Green-ness of Data De-duplication

The Storage Hunger

Sale of disk-bases storage system has already crossed 2500 Petabytes in 2008 and up by 58.1% YOY (One petabyte = 1 Million GBs). These figures do not include the direct attached storage which comes pre-loaded with PCs or servers.[1] This is understandable as 1TB (1000GB) storage NAS/SAN devices are now commodity. The top three vendors in this space are HP, IBM and EMC with market share of approximately 29%, 20% and 14% respectively.[2] The overall consumption doubles when this storage is backed up 🙂

Energy Consumption

On an average a datacenter consumes 100 Watts/sq-feet of energy and the best solid state storage consumes about 5 watts for 1MB IOPs.[3] This puts the total cost for maintaining (cooling + power) for 1 TB disk array about USD $2,500/annually. (16c for KWh, and 20 GB average daily usage). This makes the annual energy consumption of newly bought storage = USD 5 Billion !!! And backing this 5 Billion dollar inventory surely adds couple of more billions.

Data De-duplication

The data de-duplication technology saves single copy of duplicate data. There are two important aspects of any data de-duplication solution/product –

  1. Scope of duplicate discovery – File-level / Sub-File level / Block level
  2. Point of duplicate discovery – Source / Target

Most of the storage vendors which use data de-duplication provide block-level duplicate removal at target (i.e. when the data reached the storage). But, its not very difficult to image that source level removal of sub-file or block level duplicates would be much better for two reasons –

  1. Sending lesser/de-duplicated data saves time and bandwidth (apart from storage)
  2. Duplicate discovery would be much better as you have access to the structured data

Considering Microsoft’s report on de-duplicate assessment [4], –

  1. 20-30% data duplicates are easily visible even in unstructured data source like ERP databases
  2. 40-80% data duplicates can be seen in file-servers and mail servers.
  3. 60-90% data duplicates can be seen between different PCs. (Just my observation and opinion)
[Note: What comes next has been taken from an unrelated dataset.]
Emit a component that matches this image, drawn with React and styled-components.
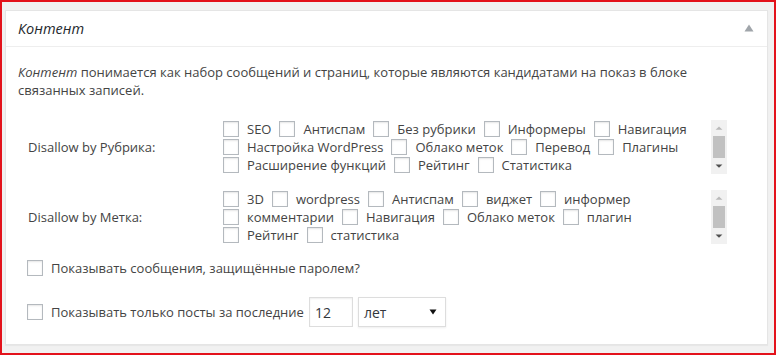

On an average a conservative 30% data duplicate removal can save $1.6B on storage energy and $2B on bandwidth costs and backups.

De-duplication and Druvaa

We see Druvaa inSync as a product/platform to provide de-duplicated (at source) backup for PCs, PDAs and servers. The current version is available for just PCs and we can easily see up to 90% savings for time and cost (bandwidth and storage) for enterprises. I just don’t see a reason why all storage and backup vendors wouldn’t do it. EMC and Netapp have already announced de-duplication as additionally licensable technology on their arrays (target based). No major vendor except for EMC has announced agent/source based de-dup though.[6] Surely, Druvaa has a good lead and cashing on it 🙂